За Эммой приехало СС. Не помогли ни похвалы хозяина-бюргера, что, мол, очень хорошая работница, ни её собственные причитания, что случилась досадная ошибка. Эмму даже ни о чём не спрашивали. Офицер СС просто глянул на неё и бросил одно слово — юден! Потом её привезли на какую-то станцию, там она и ещё человек сорок евреев долго стояли в тесном помещении. Подошёл поезд, и их стали запихивать в товарные вагоны, где и так уже было битком людей. Поезд пошел на восток. Через сутки прибыли на место назначения — Аушвиц. Это если по-немецки. Или в Освенцим, если по-польски. Музыка Вагнера из громкоговорителей, колючая проволока под напряжением и собаки за ней, часовые с пулемётами на смотровых вышках… А ещё труба и чёрный жирный дым.

Пожалуй, это конец. Но не сразу — Эмма была физически крепкой, поэтому её оставили для работ. Средняя продолжительность жизни таких «счастливчиков» меньше шести месяцев. Однако это были последние недели Освенцима — с востока по Польше продвигалась Красная Армия.
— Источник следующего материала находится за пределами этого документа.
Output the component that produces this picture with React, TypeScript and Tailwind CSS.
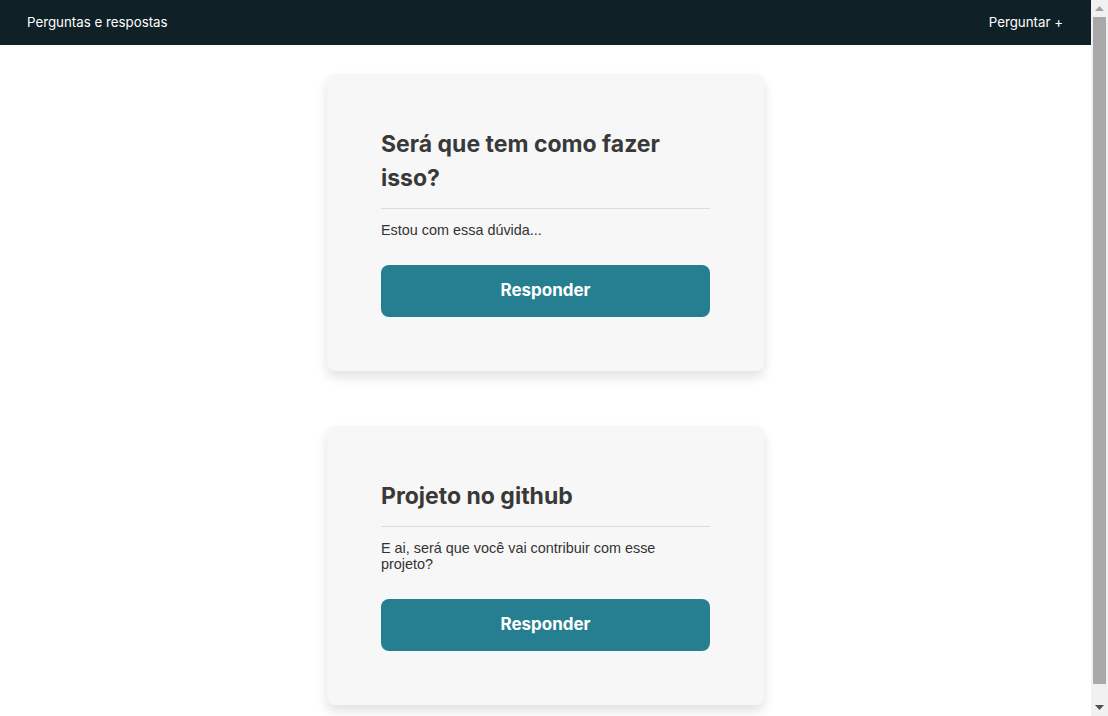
const questions = [
  { title: "Será que tem como fazer isso?", body: "Estou com essa dúvida..." },
  { title: "Projeto no github", body: "E ai, será que você vai contribuir com esse projeto?" },
];

function Navbar() {
  return (
    <nav className="flex h-[45px] shrink-0 items-center justify-between bg-[#0f2026] pl-[27px] pr-[28px] text-[13.3px] text-white [font-family:Inter,'Noto_Sans',sans-serif]">
      <span>Perguntas e respostas</span>
      <span>Perguntar +</span>
    </nav>
  );
}

function QuestionCard({ title, body }: { title: string; body: string }) {
  return (
    <div className="w-[437px] shrink-0 rounded-lg bg-[#f7f7f7] px-[54px] pt-[53px] pb-[54px] shadow-[0_6px_12px_rgba(0,0,0,0.12)]">
      <h2 className="text-[23px] leading-[34px] font-bold text-[#393939] [font-family:Inter,sans-serif]">
        {title}
      </h2>
      <hr className="mt-[13px] border-t border-[#dcdcdc]" />
      <p className="mt-[13px] max-w-[326px] text-[14.4px] leading-4 text-[#333] [font-family:'Liberation_Sans',Arial,sans-serif]">
        {body}
      </p>
      <button className="mt-[27px] h-[52px] w-full rounded-lg bg-[#267f91] text-[17px] font-bold text-white [font-family:Inter,sans-serif]">
        Responder
      </button>
    </div>
  );
}

// the page scrollbar, drawn since the window shows the classic one
function Scrollbar() {
  return (
    <div className="flex w-[17px] shrink-0 flex-col items-center bg-[#f1f1f1]">
      <div className="flex h-[17px] items-center justify-center">
        <svg width="9" height="5" viewBox="0 0 9 5">
          <path d="M0 5 L4.5 0 L9 5 Z" fill="#a3a3a3" />
        </svg>
      </div>
      <div className="h-[667px] w-[13px] bg-[#a8a8a8]" />
      <div className="mt-auto flex h-[17px] items-center justify-center">
        <svg width="9" height="5" viewBox="0 0 9 5">
          <path d="M0 0 L9 0 L4.5 5 Z" fill="#505050" />
        </svg>
      </div>
    </div>
  );
}

export default function App() {
  return (
    <div className="flex h-screen overflow-hidden bg-white">
      <div className="flex min-w-0 flex-1 flex-col overflow-hidden">
        <Navbar />
        <main className="flex flex-col items-center gap-[55px] pt-[29px] pb-[26px]">
          {questions.map((q) => (
            <QuestionCard key={q.title} title={q.title} body={q.body} />
          ))}
        </main>
      </div>
      <Scrollbar />
    </div>
  );
}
Узники рассказывали, что порою видят в небе английские и американские бомбардировщики, а соседний химический завод уже давно лежит в руинах. Но тут нечто важное нарушилось в немецкой педантичной машине. Если раньше баланды давалось немного, но регулярно, то сейчас кормить перестали совсем. А тут ещё Эмма заболела и… И спаслась второй раз! Случись такое всего неделей раньше, и она стопроцентно оказалась бы в газовой камере. Но сейчас камеры уже не работали — слышна была советская канонада. Не работал и крематорий — трупы пытались сжигать штабелями во рву, но и на такое не хватало ресурсов. Здоровых заключённых вначале гоняли заметать следы, однако это дело быстро оставили. Всех, кто мог идти, построили в колонны и погнали на запад — знаменитый «марш смерти», прочь от советских войск. Оставшихся — кого убили, а кого просто бросили умирать.

Несмотря на сильную дистрофию и болезнь, Эмма не умерла — подошла Красная Армия. Особой медицинской помощи не было. Наладили питание протёртым супом, потом организовали порционную выдачу хлеба и маргарина. Эмме и тут повезло вдвойне. Худая и страшная, она всё же сохранила намёки на свою первоначальную красоту. Солдаты её заметили и определили при медчасти, что развернулась неподалеку. Через месяц молодой организм окреп, и её отправили назад, в Россию. Привезли в специальный реабилитационный лагерь, где до этого лечились ленинградские блокадники. Там она ещё пробыла недели две, а потом вместе с последними ленинградцами снова оказалась в своём родном городе. Таком же, как она сама, — истерзанном, полностью истощённом, когда-то доведённом до крайности, но живом. В послеблокадном Ленинграде вновь закипала жизнь; также возвращалась жизнь и в душу Эммы. Она повстречала молодого фронтовика, тоже еврея. Жить в Питере под «репрессированной» фамилией Циммерман ей не хотелось, и она быстро стала никому не известной и труднопроизносимой Зингельшмуллер. Вот и вся жизнь.